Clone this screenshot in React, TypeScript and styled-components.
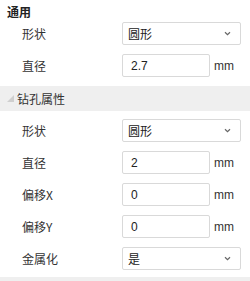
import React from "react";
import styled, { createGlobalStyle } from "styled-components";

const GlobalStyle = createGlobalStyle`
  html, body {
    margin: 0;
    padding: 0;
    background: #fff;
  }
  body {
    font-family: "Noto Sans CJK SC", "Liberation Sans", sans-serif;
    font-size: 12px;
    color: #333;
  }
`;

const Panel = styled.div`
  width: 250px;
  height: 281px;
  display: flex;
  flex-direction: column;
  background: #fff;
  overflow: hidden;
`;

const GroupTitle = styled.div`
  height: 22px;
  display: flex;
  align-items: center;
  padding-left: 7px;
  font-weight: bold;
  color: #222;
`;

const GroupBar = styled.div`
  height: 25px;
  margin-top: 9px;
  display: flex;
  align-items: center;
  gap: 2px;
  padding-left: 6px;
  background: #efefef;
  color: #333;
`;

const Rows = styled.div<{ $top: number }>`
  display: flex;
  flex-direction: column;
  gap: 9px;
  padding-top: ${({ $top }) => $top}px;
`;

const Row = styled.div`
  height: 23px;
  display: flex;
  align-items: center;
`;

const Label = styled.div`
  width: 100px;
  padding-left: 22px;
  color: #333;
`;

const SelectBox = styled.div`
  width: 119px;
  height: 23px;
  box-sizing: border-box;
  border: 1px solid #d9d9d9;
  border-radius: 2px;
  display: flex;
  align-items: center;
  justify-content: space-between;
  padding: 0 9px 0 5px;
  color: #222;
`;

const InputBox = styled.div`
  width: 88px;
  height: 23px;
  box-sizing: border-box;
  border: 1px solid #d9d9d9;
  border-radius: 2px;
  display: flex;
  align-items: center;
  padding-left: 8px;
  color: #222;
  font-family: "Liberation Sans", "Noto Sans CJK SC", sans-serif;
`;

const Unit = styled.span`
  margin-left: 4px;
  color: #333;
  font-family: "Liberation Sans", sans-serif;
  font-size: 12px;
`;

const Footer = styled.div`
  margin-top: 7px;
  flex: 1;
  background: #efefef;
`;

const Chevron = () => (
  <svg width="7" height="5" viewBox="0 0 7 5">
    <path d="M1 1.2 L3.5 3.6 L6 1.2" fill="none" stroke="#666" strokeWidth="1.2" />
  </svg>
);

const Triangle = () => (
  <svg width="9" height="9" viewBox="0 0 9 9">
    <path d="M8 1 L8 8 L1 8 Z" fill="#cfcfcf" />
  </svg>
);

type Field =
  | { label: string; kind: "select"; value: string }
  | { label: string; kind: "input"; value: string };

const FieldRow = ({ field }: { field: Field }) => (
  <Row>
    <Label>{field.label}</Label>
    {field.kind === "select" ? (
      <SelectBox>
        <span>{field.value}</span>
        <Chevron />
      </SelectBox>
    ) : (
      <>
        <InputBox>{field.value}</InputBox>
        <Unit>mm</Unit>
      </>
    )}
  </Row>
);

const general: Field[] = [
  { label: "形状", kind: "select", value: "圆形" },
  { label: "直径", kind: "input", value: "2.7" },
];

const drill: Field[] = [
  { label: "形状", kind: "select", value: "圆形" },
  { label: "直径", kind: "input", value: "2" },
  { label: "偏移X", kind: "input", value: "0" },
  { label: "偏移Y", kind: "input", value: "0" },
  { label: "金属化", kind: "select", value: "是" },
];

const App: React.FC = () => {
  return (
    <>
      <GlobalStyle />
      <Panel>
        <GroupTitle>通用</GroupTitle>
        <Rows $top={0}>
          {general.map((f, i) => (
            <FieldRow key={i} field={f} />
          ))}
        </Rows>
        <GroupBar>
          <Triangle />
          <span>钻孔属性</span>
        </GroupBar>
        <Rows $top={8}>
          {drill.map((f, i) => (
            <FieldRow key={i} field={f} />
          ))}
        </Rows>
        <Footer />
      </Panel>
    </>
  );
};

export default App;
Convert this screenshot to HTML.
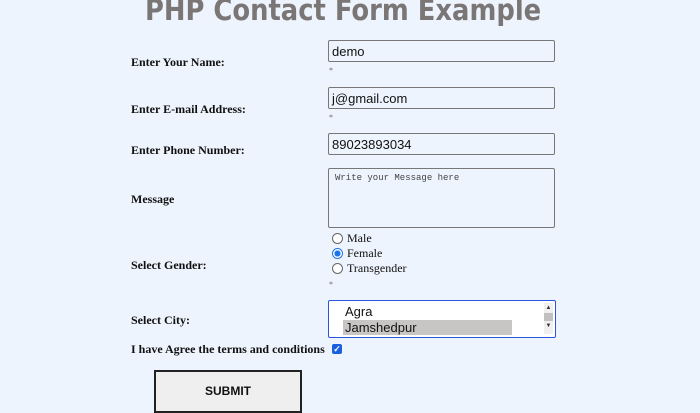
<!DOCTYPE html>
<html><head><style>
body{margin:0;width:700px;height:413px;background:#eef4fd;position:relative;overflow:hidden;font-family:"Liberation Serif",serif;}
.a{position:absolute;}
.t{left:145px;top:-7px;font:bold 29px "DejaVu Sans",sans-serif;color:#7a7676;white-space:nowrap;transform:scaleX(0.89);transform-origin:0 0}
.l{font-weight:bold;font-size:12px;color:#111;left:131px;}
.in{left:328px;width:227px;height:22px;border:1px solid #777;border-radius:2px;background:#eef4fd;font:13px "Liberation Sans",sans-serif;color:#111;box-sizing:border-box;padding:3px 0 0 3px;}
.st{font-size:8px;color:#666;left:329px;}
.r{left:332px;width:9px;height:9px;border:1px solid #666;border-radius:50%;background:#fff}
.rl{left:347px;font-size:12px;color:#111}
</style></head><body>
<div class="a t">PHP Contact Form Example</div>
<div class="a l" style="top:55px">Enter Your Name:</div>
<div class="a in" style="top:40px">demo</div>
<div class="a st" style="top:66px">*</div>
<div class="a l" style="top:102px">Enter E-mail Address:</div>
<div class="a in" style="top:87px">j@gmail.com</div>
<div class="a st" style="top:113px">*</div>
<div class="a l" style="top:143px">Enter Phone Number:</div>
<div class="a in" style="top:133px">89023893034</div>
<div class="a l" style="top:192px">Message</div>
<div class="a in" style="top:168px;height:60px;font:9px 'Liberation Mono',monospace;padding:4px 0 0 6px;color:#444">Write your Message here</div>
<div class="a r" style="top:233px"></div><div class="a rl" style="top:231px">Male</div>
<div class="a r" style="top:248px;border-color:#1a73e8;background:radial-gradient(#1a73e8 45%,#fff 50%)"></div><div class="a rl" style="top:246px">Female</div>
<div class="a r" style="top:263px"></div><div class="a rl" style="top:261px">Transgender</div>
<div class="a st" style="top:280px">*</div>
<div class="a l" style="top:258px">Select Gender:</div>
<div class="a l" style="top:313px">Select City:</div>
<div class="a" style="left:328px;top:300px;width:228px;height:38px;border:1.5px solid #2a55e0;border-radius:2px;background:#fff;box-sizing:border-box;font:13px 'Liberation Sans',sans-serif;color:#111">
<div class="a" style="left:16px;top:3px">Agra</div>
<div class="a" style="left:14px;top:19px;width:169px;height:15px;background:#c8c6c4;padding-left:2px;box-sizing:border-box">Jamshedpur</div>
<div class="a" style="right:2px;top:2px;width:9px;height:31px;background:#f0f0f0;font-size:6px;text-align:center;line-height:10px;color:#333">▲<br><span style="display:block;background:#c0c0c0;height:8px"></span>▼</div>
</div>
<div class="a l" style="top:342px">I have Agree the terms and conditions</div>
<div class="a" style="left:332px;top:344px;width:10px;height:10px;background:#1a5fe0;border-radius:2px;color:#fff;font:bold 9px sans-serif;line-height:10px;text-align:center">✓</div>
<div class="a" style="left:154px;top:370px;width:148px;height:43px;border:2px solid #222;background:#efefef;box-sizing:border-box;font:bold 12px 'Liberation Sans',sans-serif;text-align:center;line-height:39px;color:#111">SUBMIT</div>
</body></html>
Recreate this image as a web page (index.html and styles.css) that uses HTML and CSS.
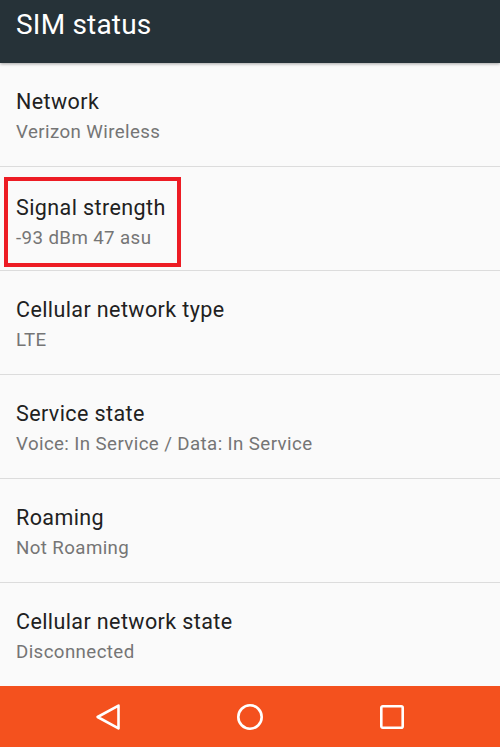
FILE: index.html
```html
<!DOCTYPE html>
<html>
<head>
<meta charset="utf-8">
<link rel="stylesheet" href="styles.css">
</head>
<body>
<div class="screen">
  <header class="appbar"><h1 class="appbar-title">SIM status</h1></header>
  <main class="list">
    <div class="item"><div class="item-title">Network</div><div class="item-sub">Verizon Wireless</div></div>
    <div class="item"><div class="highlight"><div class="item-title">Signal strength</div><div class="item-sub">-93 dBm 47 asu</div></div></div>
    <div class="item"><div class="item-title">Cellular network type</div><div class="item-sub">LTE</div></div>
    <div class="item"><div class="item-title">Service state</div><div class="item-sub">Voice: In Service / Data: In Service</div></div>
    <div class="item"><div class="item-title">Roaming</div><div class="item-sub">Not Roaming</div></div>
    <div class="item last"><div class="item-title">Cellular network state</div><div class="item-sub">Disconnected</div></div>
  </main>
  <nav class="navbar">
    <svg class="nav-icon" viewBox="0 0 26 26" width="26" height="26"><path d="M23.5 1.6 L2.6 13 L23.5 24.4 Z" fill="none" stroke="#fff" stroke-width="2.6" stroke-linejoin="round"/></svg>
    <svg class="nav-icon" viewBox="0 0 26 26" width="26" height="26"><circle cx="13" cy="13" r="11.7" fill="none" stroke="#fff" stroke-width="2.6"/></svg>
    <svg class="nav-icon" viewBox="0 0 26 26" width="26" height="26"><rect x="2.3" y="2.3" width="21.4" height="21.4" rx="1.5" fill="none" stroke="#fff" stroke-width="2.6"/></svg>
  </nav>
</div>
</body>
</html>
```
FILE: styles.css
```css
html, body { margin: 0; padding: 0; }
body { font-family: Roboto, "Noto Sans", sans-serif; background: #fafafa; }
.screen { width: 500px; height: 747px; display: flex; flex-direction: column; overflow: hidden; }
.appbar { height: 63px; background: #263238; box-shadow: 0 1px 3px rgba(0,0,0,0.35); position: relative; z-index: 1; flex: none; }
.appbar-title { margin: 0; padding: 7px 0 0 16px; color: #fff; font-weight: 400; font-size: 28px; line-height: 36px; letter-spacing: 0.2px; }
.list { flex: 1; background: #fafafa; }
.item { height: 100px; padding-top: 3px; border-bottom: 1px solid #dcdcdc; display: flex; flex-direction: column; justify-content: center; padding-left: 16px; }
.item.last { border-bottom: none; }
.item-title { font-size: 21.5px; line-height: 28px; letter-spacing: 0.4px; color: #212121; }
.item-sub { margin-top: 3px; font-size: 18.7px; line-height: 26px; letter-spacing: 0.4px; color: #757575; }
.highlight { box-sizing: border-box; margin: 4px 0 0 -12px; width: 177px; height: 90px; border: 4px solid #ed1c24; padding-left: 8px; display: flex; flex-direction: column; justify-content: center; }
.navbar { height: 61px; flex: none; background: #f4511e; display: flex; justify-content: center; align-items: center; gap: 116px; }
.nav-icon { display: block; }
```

━━━━━━━━

• _DIRECTIONS_
Find "index". Copy every line it occurs in.

• _COMPLETE ANSWER_
Recreate this image as a web page (index.html and styles.css) that uses HTML and CSS.
FILE: index.html
.appbar { height: 63px; background: #263238; box-shadow: 0 1px 3px rgba(0,0,0,0.35); position: relative; z-index: 1; flex: none; }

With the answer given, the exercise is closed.